Mr Shuter argued that the provision, criterion or practice (PCP) that led to indirect discrimination was “the practice/policy of paying woman basic pay when on leave beyond 20 weeks after the birth of their child when looking after their child.” The tribunal found that this was a discriminatory policy.  On considering whether it was justified however, Ford successfully argued that this PCP was necessary in order to achieve a legitimate aim, which was to increase the number of woman employed by Ford, which had a male dominated workforce.

Many employers may struggle to find similar evidence.  Ford was able to provide detailed records of its efforts to increase the number of female employees in the workforce.  It had set a target that its workforce was to be 25% female by 2005. A Maternity Working Group had been set up in 2000, and recommended enhanced maternity leave pay as a way to increase “the Company’s ability to recruit and retain more female employees.”  Although Ford were well behind their target, they were able to provide figures that demonstrated an increase in the number of female employees as a percentage of the total workforce, as well as an increase in the number of female employees in managerial roles.

The tribunal noted that Parliament did not intend to change the nature of maternity leave by introducing APL, and that the Government’s advice to employers was that there was no requirement for APL pay to match any enhanced maternity pay.
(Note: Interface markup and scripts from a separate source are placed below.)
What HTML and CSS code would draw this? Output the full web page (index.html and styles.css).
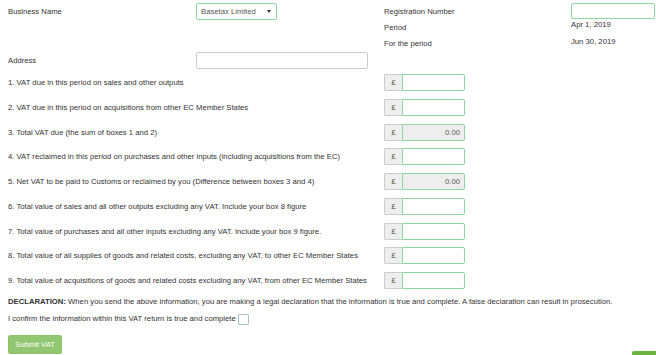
FILE: index.html
```html
<!DOCTYPE html>
<html>
<head>
<meta charset="utf-8">
<link rel="stylesheet" href="styles.css">
</head>
<body>
<div class="page">
  <div class="header">
    <div class="biz">
      <div class="lbl lbl-top">Business Name</div>
      <div class="select"><span>Basetax Limited</span><span class="caret"></span></div>
    </div>
    <div class="reg">
      <div class="reg-labels">
        <div class="rl rl1">Registration Number</div>
        <div class="rl">Period</div>
        <div class="rl">For the period</div>
      </div>
      <div class="reg-values">
        <input class="txt green reg-input" type="text">
        <div class="rv rv1">Apr 1, 2019</div>
        <div class="rv rv2">Jun 30, 2019</div>
      </div>
    </div>
  </div>
  <div class="address">
    <div class="lbl">Address</div>
    <input class="txt grey addr-input" type="text">
  </div>
  <div class="vat-list">
    <div class="vat-row"><div class="vat-lbl">1. VAT due in this period on sales and other outputs</div><div class="igroup"><span class="addon">£</span><input class="txt green money" type="text"></div></div>
    <div class="vat-row"><div class="vat-lbl">2. VAT due in this period on acquisitions from other EC Member States</div><div class="igroup"><span class="addon">£</span><input class="txt green money" type="text"></div></div>
    <div class="vat-row"><div class="vat-lbl">3. Total VAT due (the sum of boxes 1 and 2)</div><div class="igroup"><span class="addon">£</span><input class="txt green money ro" type="text" value="0.00" readonly></div></div>
    <div class="vat-row"><div class="vat-lbl">4. VAT reclaimed in this period on purchases and other inputs (including acquisitions from the EC)</div><div class="igroup"><span class="addon">£</span><input class="txt green money" type="text"></div></div>
    <div class="vat-row"><div class="vat-lbl">5. Net VAT to be paid to Customs or reclaimed by you (Difference between boxes 3 and 4)</div><div class="igroup"><span class="addon">£</span><input class="txt green money ro" type="text" value="0.00" readonly></div></div>
    <div class="vat-row"><div class="vat-lbl">6. Total value of sales and all other outputs excluding any VAT. Include your box 8 figure</div><div class="igroup"><span class="addon">£</span><input class="txt green money" type="text"></div></div>
    <div class="vat-row"><div class="vat-lbl">7. Total value of purchases and all other inputs excluding any VAT. Include your box 9 figure.</div><div class="igroup"><span class="addon">£</span><input class="txt green money" type="text"></div></div>
    <div class="vat-row"><div class="vat-lbl">8. Total value of all supplies of goods and related costs, excluding any VAT, to other EC Member States</div><div class="igroup"><span class="addon">£</span><input class="txt green money" type="text"></div></div>
    <div class="vat-row"><div class="vat-lbl">9. Total value of acquisitions of goods and related costs excluding any VAT, from other EC Member States</div><div class="igroup"><span class="addon">£</span><input class="txt green money" type="text"></div></div>
  </div>
  <div class="decl"><b>DECLARATION:</b> When you send the above information, you are making a legal declaration that the information is true and complete. A false declaration can result in prosecution.</div>
  <div class="confirm">I confirm the information within this VAT return is true and complete <span class="check"></span></div>
  <div class="actions">
    <button class="btn-submit" type="button">Submit VAT</button>
    <div class="btn-next"></div>
  </div>
</div>
</body>
</html>
```
FILE: styles.css
```css
html, body {
  margin: 0;
  padding: 0;
  background: #fff;
}
body {
  font-family: "Liberation Sans", Arial, sans-serif;
  font-size: 7.7px;
  color: #333;
  overflow: hidden;
}
.page {
  padding: 3px 0 0 8px;
}
.header {
  display: flex;
  height: 49px;
}
.biz {
  display: flex;
  width: 376px;
  align-items: flex-start;
}
.lbl {
  width: 188px;
  flex: none;
}
.lbl-top {
  line-height: 17px;
}
.select {
  box-sizing: border-box;
  width: 81px;
  height: 17px;
  border: 1px solid #8bd99f;
  border-radius: 2px;
  display: flex;
  align-items: center;
  justify-content: space-between;
  padding: 0 4px 0 4px;
  color: #555;
}
.caret {
  width: 0;
  height: 0;
  border-left: 2px solid transparent;
  border-right: 2px solid transparent;
  border-top: 3px solid #333;
  margin-right: 1px;
}
.reg {
  display: flex;
}
.reg-labels {
  width: 187px;
}
.rl {
  line-height: 16px;
}
.rl1 {
  line-height: 17px;
}
.reg-values {
  display: flex;
  flex-direction: column;
}
.rv {
  line-height: 11px;
}
.rv2 {
  margin-top: 6px;
}
.txt {
  box-sizing: border-box;
  margin: 0;
  font: inherit;
  color: #555;
  background: #fff;
  outline: none;
}
.green {
  border: 1px solid #8bd99f;
}
.grey {
  border: 1px solid #ccc;
}
.reg-input {
  width: 84px;
  height: 16px;
  border-radius: 2px;
}
.address {
  display: flex;
  align-items: center;
  height: 17px;
}
.addr-input {
  width: 172px;
  height: 17px;
  border-radius: 2px;
}
.vat-list {
  margin-top: 5px;
  display: flex;
  flex-direction: column;
  gap: 7.75px;
}
.vat-row {
  display: flex;
  align-items: center;
  height: 17px;
}
.vat-lbl {
  width: 376px;
  flex: none;
  white-space: nowrap;
}
.igroup {
  display: flex;
  height: 17px;
}
.addon {
  box-sizing: border-box;
  width: 18px;
  height: 17px;
  background: #eee;
  border: 1px solid #ccc;
  border-right: 0;
  border-radius: 2px 0 0 2px;
  display: flex;
  align-items: center;
  justify-content: center;
  color: #555;
  font-size: 8px;
}
.money {
  width: 63px;
  height: 17px;
  border-radius: 0 2px 2px 0;
  padding: 0 4px;
  text-align: right;
}
.ro {
  background: #eee;
}
.decl {
  margin-top: 8px;
  line-height: 10px;
  white-space: nowrap;
}
.decl b {
  color: #333;
}
.confirm {
  margin-top: 6px;
  line-height: 12px;
  display: flex;
  align-items: center;
  gap: 2px;
}
.check {
  box-sizing: border-box;
  display: inline-block;
  width: 11px;
  height: 11px;
  border: 1px solid #a9c2cc;
  border-radius: 1px;
  background: #fff;
}
.actions {
  margin-top: 10px;
  display: flex;
  align-items: flex-start;
}
.btn-submit {
  width: 54px;
  height: 19px;
  margin: 0;
  padding: 0;
  border: 1px solid #8cc46b;
  border-radius: 2px;
  background: #91c770;
  color: #fff;
  font: inherit;
}
.btn-next {
  margin-left: auto;
  margin-top: 16px;
  width: 24px;
  height: 10px;
  background: #6cb33f;
  border-radius: 2px 0 0 0;
}
```
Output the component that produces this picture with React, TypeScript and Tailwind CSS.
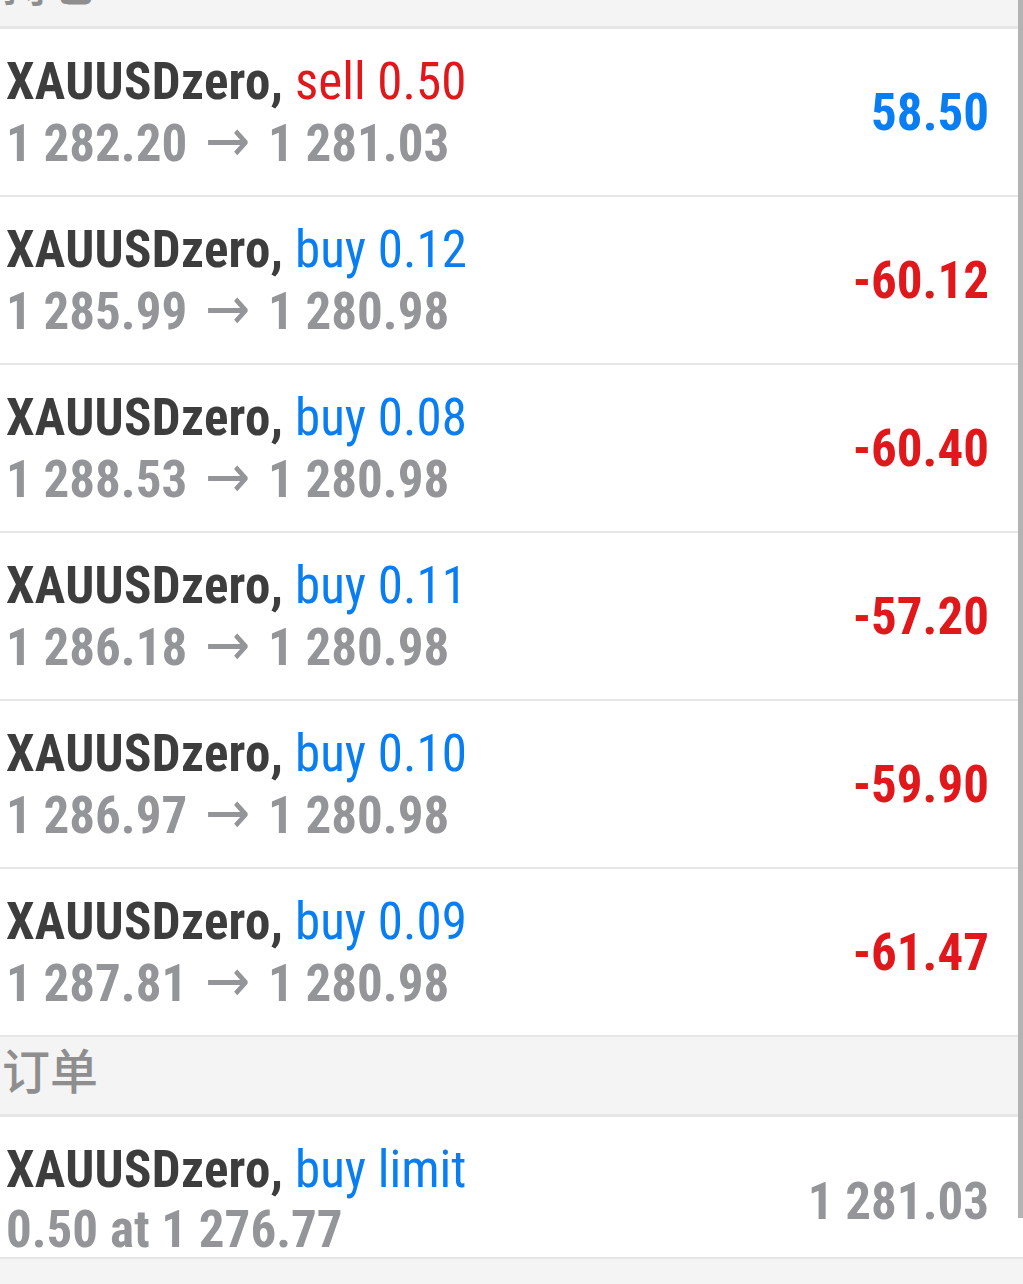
import React from "react";

type Pos = { side: "buy" | "sell"; lot: string; open: string; cur: string; profit: string };

const positions: Pos[] = [
  { side: "sell", lot: "0.50", open: "1 282.20", cur: "1 281.03", profit: "58.50" },
  { side: "buy", lot: "0.12", open: "1 285.99", cur: "1 280.98", profit: "-60.12" },
  { side: "buy", lot: "0.08", open: "1 288.53", cur: "1 280.98", profit: "-60.40" },
  { side: "buy", lot: "0.11", open: "1 286.18", cur: "1 280.98", profit: "-57.20" },
  { side: "buy", lot: "0.10", open: "1 286.97", cur: "1 280.98", profit: "-59.90" },
  { side: "buy", lot: "0.09", open: "1 287.81", cur: "1 280.98", profit: "-61.47" },
];

const font = {
  fontFamily: '"Roboto Condensed", "Liberation Sans Narrow", "DejaVu Sans Condensed", Roboto, sans-serif',
};

function Header({ title, className = "" }: { title: string; className?: string }) {
  return (
    <div
      className={`h-[80px] bg-[#f4f4f4] border-b-[3px] border-[#e6e6e6] flex items-center pl-[2px] pb-[16px] text-[48px] text-[#8e8e8e] font-medium ${className}`}
      style={{ fontFamily: '"Noto Sans CJK SC", sans-serif' }}
    >
      {title}
    </div>
  );
}

export default function App() {
  return (
    <div className="relative w-[1023px] h-[1284px] overflow-hidden bg-[#f4f4f4]" style={font}>
      <Header title="持仓" className="-mt-[51px]" />
      {positions.map((p, i) => (
        <div
          key={i}
          className="h-[168px] bg-white border-b-2 border-[#e6e6e6] flex items-center justify-between pl-[6px] pr-[34px] [font-stretch:condensed]"
        >
          <div className="text-[51px] leading-[59px]">
            <div className="whitespace-nowrap">
              <span className="font-bold text-[#3d3d3d] tracking-[0.3px]">XAUUSDzero,</span>{" "}
              <span className={p.side === "sell" ? "text-[#e0181c]" : "text-[#087ef2]"}>
                {p.side} {p.lot}
              </span>
            </div>
            <div className="font-bold text-[#939598] whitespace-nowrap">
              {p.open}
              <span className="mx-[4px] font-normal text-[60px] leading-none"> → </span>
              {p.cur}
            </div>
          </div>
          <div
            className={`text-[51px] leading-[59px] font-bold ${
              p.profit.startsWith("-") ? "text-[#e0181c]" : "text-[#087ef2]"
            }`}
          >
            {p.profit}
          </div>
        </div>
      ))}
      <Header title="订单" />
      <div className="h-[142px] bg-white border-b-2 border-[#e6e6e6] flex items-start justify-between pl-[6px] pr-[34px] pt-[23px] [font-stretch:condensed]">
        <div className="text-[51px] leading-[60px]">
          <div className="whitespace-nowrap">
            <span className="font-bold text-[#3d3d3d] tracking-[0.3px]">XAUUSDzero,</span>{" "}
            <span className="text-[#087ef2]">buy limit</span>
          </div>
          <div className="font-bold text-[#939598] whitespace-nowrap">0.50 at 1 276.77</div>
        </div>
        <div className="text-[51px] leading-[60px] font-bold text-[#939598] pt-[32px]">1 281.03</div>
      </div>
      <div className="absolute right-0 top-0 w-[5px] h-[1218px] bg-[#b3b3b3]" />
    </div>
  );
}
Therefore a difference in pay between the two types of leave could be justified, because the reasons for taking maternity leave and APL were different.

How might this affect arguments around Shared Parental Leave (SPL)?

This is the first reported case to look at a failure to pay enhanced rates to men in an APL context. While there are a number of differences between SPL and APL, the legal arguments are similar.  Although there may still be scope to revisit the direct discrimination argument based on the European cases, it was rejected here and will require further guidance at appellate level before we have clarity on this point. This case would certainly suggest that the greatest risk from failing to pay men in these circumstances is a claim for indirect discrimination.

Shared Parental Leave: to pay or not to pay?

Employers who provide enhanced occupational maternity pay, but who choose not to provide a similar enhancement to parents taking SPL should (if they have not done so already) document why this decision is taken, and review the impact of the enhanced rate of maternity pay to support their reasoning. A legitimate aim, for example, may be to encourage more women to take a longer period of maternity leave. It would not be enough to identify the cost of paying parents under SPL as being too expensive (although this can be a factor provided there are additional reasons to supplement this point).

Anecdotally, we are aware that most employers have chosen to follow the Government’s guidance in the Modern Workplace consultation response (November 2012) that they are not obliged to pay enhanced rates to parents taking SPL:  “Maternity Leave is a protected period, and companies are able to offer maternity benefits to women only. There is no legal requirement for companies to create occupational parental leave schemes.”